Josh: -so I’m just trying to make sure I’m getting it right.
Esra: Let’s dive in. I think the example that you’re going with is a good one. Let’s think individual, team, and enterprise. It’s three options, right, and it’s so relevant because everybody’s all about product-led and enterprise these days, so it’s a good one. The pricing structure would determine how many of those tiers you would have, to begin with, and the differences between your individual users, your team users, and enterprise users.
Josh: Got it.
Esra: One of the things that your pricing structure would do is, for example, you would determine what an individual user needs, how they use it, how much of those benefits they will need, and what needs to happen before they can invite their teams to collaborate so that they can all move into the team plan. The key here is that an individual user shouldn’t need to upgrade to the team plan to use more of what they need as an individual. That’s one of the mistakes that we see.
“Oh, if you want to use more of this individual plan, upgrade to the team plan.” Well, what if the person needs more of the benefits but doesn’t need the team features or collaborative features? What if it’s a developer who just needs more resources in that individual plan, right?
Esra: Your pricing structure determines who needs these benefits differently, how much of them, and the delivery mode of those benefits.
Josh: Got it.
Esra: If your team uses this solution together collaboratively, the way that they would need the solution is different. Your pricing structure defines those differences between how an individual would need the solution versus a team would need the solution, and put the fences between those two plans. In general, we refer to them as caps, fences, and triggers.

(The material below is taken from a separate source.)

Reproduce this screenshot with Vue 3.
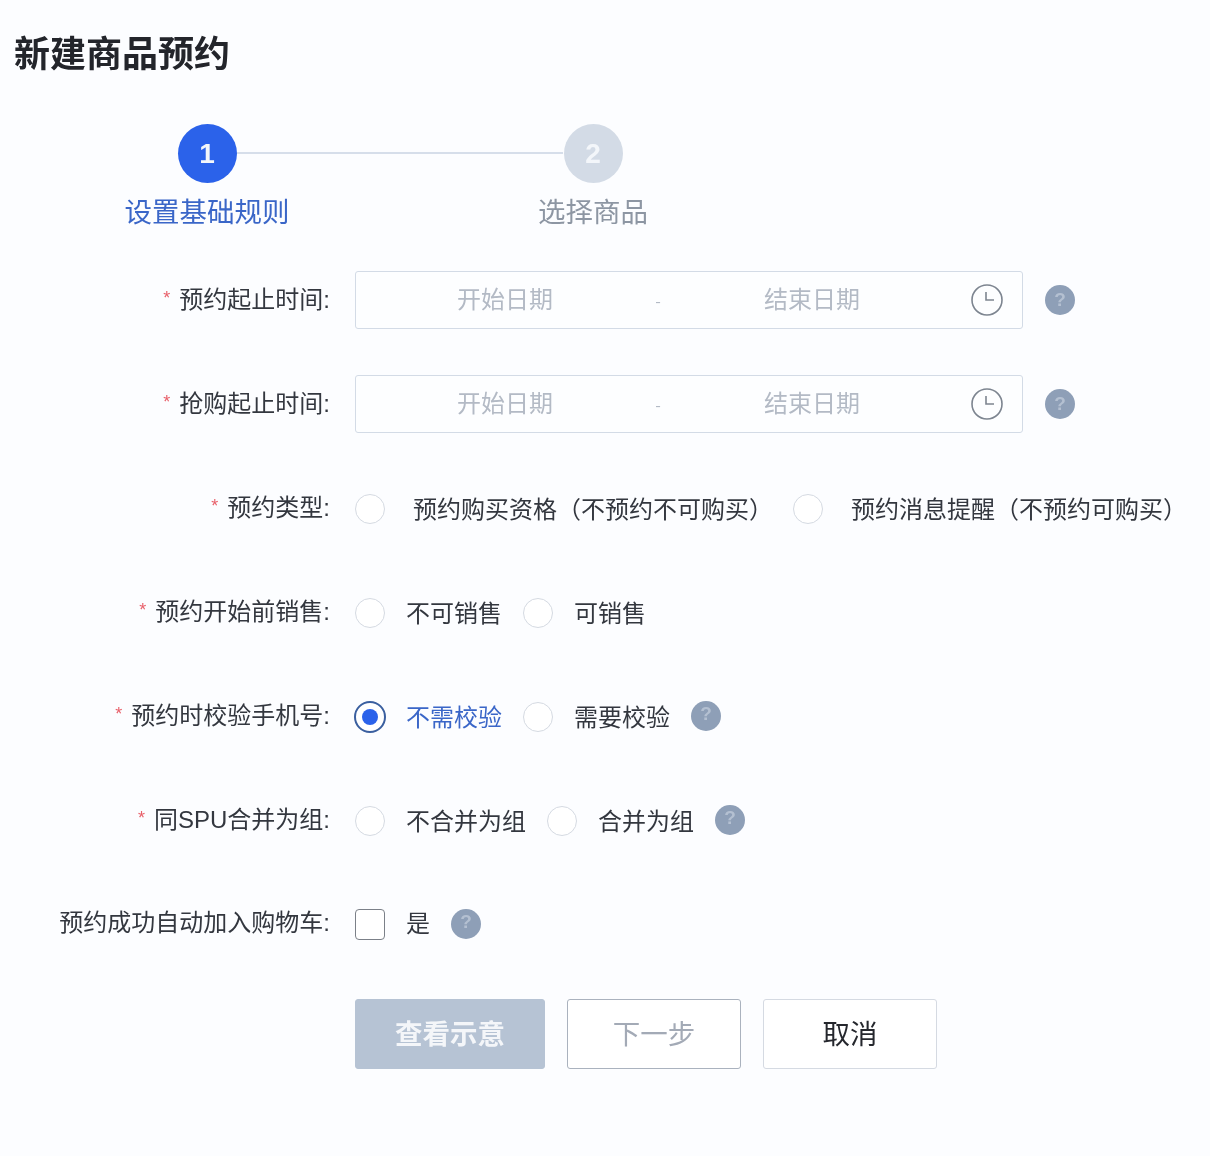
<script setup>
const dateRows = ['预约起止时间:', '抢购起止时间:']
</script>

<template>
  <div class="page">
    <h1 class="title">新建商品预约</h1>

    <div class="steps">
      <div class="circle active">1</div>
      <div class="line"></div>
      <div class="circle">2</div>
      <div class="step-label active-label">设置基础规则</div>
      <div class="step-label last-label">选择商品</div>
    </div>

    <form class="form" @submit.prevent>
      <div v-for="label in dateRows" :key="label" class="row">
        <label class="label"><span class="star">*</span>{{ label }}</label>
        <div class="date-box">
          <span class="date-field">开始日期</span>
          <span class="dash">-</span>
          <span class="date-field end">结束日期</span>
          <svg class="clock" width="32" height="32" viewBox="0 0 32 32" fill="none" stroke="#7d8590" stroke-width="1.6">
            <circle cx="16" cy="16" r="15" />
            <path d="M15 8v8h8" />
          </svg>
        </div>
        <span class="help">?</span>
      </div>

      <div class="row">
        <label class="label"><span class="star">*</span>预约类型:</label>
        <span class="radio"></span>
        <span class="opt wide">预约购买资格（不预约不可购买）</span>
        <span class="radio second"></span>
        <span class="opt wide">预约消息提醒（不预约可购买）</span>
      </div>

      <div class="row">
        <label class="label"><span class="star">*</span>预约开始前销售:</label>
        <div class="choices">
          <span class="radio"></span><span class="opt">不可销售</span>
          <span class="radio"></span><span class="opt">可销售</span>
        </div>
      </div>

      <div class="row">
        <label class="label"><span class="star">*</span>预约时校验手机号:</label>
        <div class="choices">
          <span class="radio checked"></span><span class="opt blue">不需校验</span>
          <span class="radio"></span><span class="opt">需要校验</span>
          <span class="help flat">?</span>
        </div>
      </div>

      <div class="row">
        <label class="label"><span class="star">*</span>同SPU合并为组:</label>
        <div class="choices">
          <span class="radio"></span><span class="opt">不合并为组</span>
          <span class="radio"></span><span class="opt">合并为组</span>
          <span class="help flat">?</span>
        </div>
      </div>

      <div class="row">
        <label class="label">预约成功自动加入购物车:</label>
        <div class="choices">
          <span class="checkbox"></span><span class="opt yes">是</span>
          <span class="help flat">?</span>
        </div>
      </div>

      <div class="actions">
        <button type="button" class="btn primary">查看示意</button>
        <button type="button" class="btn next">下一步</button>
        <button type="button" class="btn cancel">取消</button>
      </div>
    </form>
  </div>
</template>

<style>
html, body { margin: 0; background: #fcfdff; }
</style>

<style scoped>
.page {
  width: 1210px;
  height: 1156px;
  box-sizing: border-box;
  padding-top: 27px;
  background: #fcfdff;
  color: #2b2f38;
  font-family: "Noto Sans CJK SC", "Noto Sans", sans-serif;
  font-size: 24px;
  overflow: hidden;
  filter: blur(0.4px);
}
.title {
  margin: 0 0 0 14px;
  font-size: 36px;
  line-height: 48px;
  font-weight: 700;
  color: #23252b;
}
.steps {
  margin: 49px 0 0 122px;
  display: grid;
  grid-template-columns: 170px 216px 170px;
  grid-template-rows: 59px 40px;
  row-gap: 9px;
  justify-items: center;
  align-items: center;
  width: 556px;
}
.circle {
  width: 59px;
  height: 59px;
  border-radius: 50%;
  background: #d3dbe6;
  color: #f3f6fa;
  font-size: 28px;
  font-weight: 700;
  font-family: "Liberation Sans", sans-serif;
  display: flex;
  align-items: center;
  justify-content: center;
}
.circle.active { background: #2b62ea; }
.line {
  justify-self: stretch;
  margin: 0 -55px 1px;
  height: 2px;
  background: #d6deea;
}
.step-label {
  font-size: 27.5px;
  line-height: 36px;
  padding-bottom: 4px;
  white-space: nowrap;
  color: #8d96a3;
}
.active-label { color: #3a66c8; grid-column: 1; }
.last-label { grid-column: 3; }
.form {
  margin-top: 39px;
  display: flex;
  flex-direction: column;
  gap: 46px;
}
.row {
  height: 58px;
  display: flex;
  align-items: center;
  white-space: nowrap;
}
.label {
  width: 330px;
  margin-right: 25px;
  padding-bottom: 2px;
  flex: none;
  text-align: right;
  color: #33373f;
  font-family: "Liberation Sans", "Noto Sans CJK SC", sans-serif;
  line-height: 36px;
}
.star {
  color: #e8606a;
  font-size: 18px;
  margin-right: 9px;
  vertical-align: 4px;
}
.date-box {
  width: 668px;
  height: 58px;
  box-sizing: border-box;
  border: 1px solid #d3dbe6;
  border-radius: 3px;
  display: flex;
  align-items: center;
  color: #b3bac5;
  background: #fdfeff;
  padding-right: 19px;
}
.date-field { width: 298px; text-align: center; padding-bottom: 6px; }
.date-field.end { width: 300px; }
.dash { width: 8px; text-align: center; font-size: 16px; }
.clock { margin-left: auto; flex: none; }
.help {
  width: 30px;
  height: 30px;
  border-radius: 50%;
  background: #8e9fb7;
  color: #b4c0d1;
  font-size: 19px;
  font-weight: 700;
  font-family: "Liberation Sans", sans-serif;
  display: flex;
  align-items: center;
  justify-content: center;
  flex: none;
  margin-left: 22px;
}
.help.flat { margin-left: 0; padding-bottom: 4px; box-sizing: border-box; }
.radio {
  width: 30px;
  height: 30px;
  margin-top: 2px;
  box-sizing: border-box;
  border: 1px solid #d5dae2;
  border-radius: 50%;
  background: #fff;
  flex: none;
}
.radio.checked {
  width: 32px;
  height: 32px;
  margin: 2px -1px 0;
  border: 2px solid #3a5f9f;
  display: flex;
  align-items: center;
  justify-content: center;
}
.radio.checked::after {
  content: "";
  width: 16px;
  height: 16px;
  border-radius: 50%;
  background: #2b62ea;
}
.radio.second { margin-left: 20px; }
.opt { padding-bottom: 2px; }
.opt.yes { padding-bottom: 6px; }
.opt.wide { margin-left: 28px; color: #33373f; }
.choices {
  display: flex;
  align-items: center;
  gap: 21px;
  color: #33373f;
}
.blue { color: #3a66c8; }
.checkbox {
  width: 30px;
  height: 31px;
  box-sizing: border-box;
  border: 1.5px solid #7b8088;
  border-radius: 4px;
  background: #fff;
  flex: none;
}
.actions {
  display: flex;
  margin-left: 355px;
  gap: 22px;
}
.btn {
  width: 174px;
  height: 70px;
  box-sizing: border-box;
  border-radius: 3px;
  font-family: inherit;
  font-size: 27.5px;
  padding: 0 0 4px;
  background: #fff;
  border: 1px solid #d5dae2;
}
.primary {
  width: 190px;
  background: #b6c3d4;
  border-color: #b6c3d4;
  color: #f4f6f9;
  font-weight: 700;
}
.next { border-color: #aab2be; color: #a3aab6; }
.cancel { color: #25272d; }
</style>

Caps determine how much or what the entitlements are for each level. Fences determine what is different between the two and when a person moves from the other, or a user moves from the other. Then triggers are the features in your platform product solution that actually are a surface for the behavior to take place.
Josh: Got it.
Esra: In digital, nothing happens without a trigger. To wrap the structure bit towards the enterprise side, so your pricing structure also determines how that scaling happens, the scaling of benefits happens. Moving from individual to team, and then how teams move into an enterprise level usage are all determined by what’s included in all of them, and how that moment is going to happen. Your pricing model determines the metric of monetization. If it is individual, team, and enterprise, your first hunch would be, “Oh, then it’s for per person.” Well, it’s not that obvious, actually.
Josh: It doesn’t have to be.
Esra: It doesn’t have to be. It could be usage, it could be consumption of resources, it could a metric that goes with one of the features or feature sets. The pricing model determines how that is going to scale across your plans. Then finally, your pricing windows determines how each of those plans will align with willingness to pay of those users.
Like, for example, let’s say team plan, there are five people teams and there are 500 people teams. How is that going to be scaled? Is it a pricing model question? Finding their willingness to pay for different sizes of teams and how those teams collaborate, and how much they benefit from it, all of that is a question for the pricing window. Just to wrap it up, when we say pricing, we’re talking about a lot of different things, and the pricing level or price point of an offering usually is the least important bit.
Josh: It is amazing to hear you talk about pricing. Again, I come at this from like, wow, maybe we should charge $10 more, and now I’m understanding the level of complexity. When you are first engaging with a client, or maybe you’ve finally done your due diligence with a client and maybe the industry, are you someone who is an advocate for testing different strategies? What does testing pricing strategies look like for you?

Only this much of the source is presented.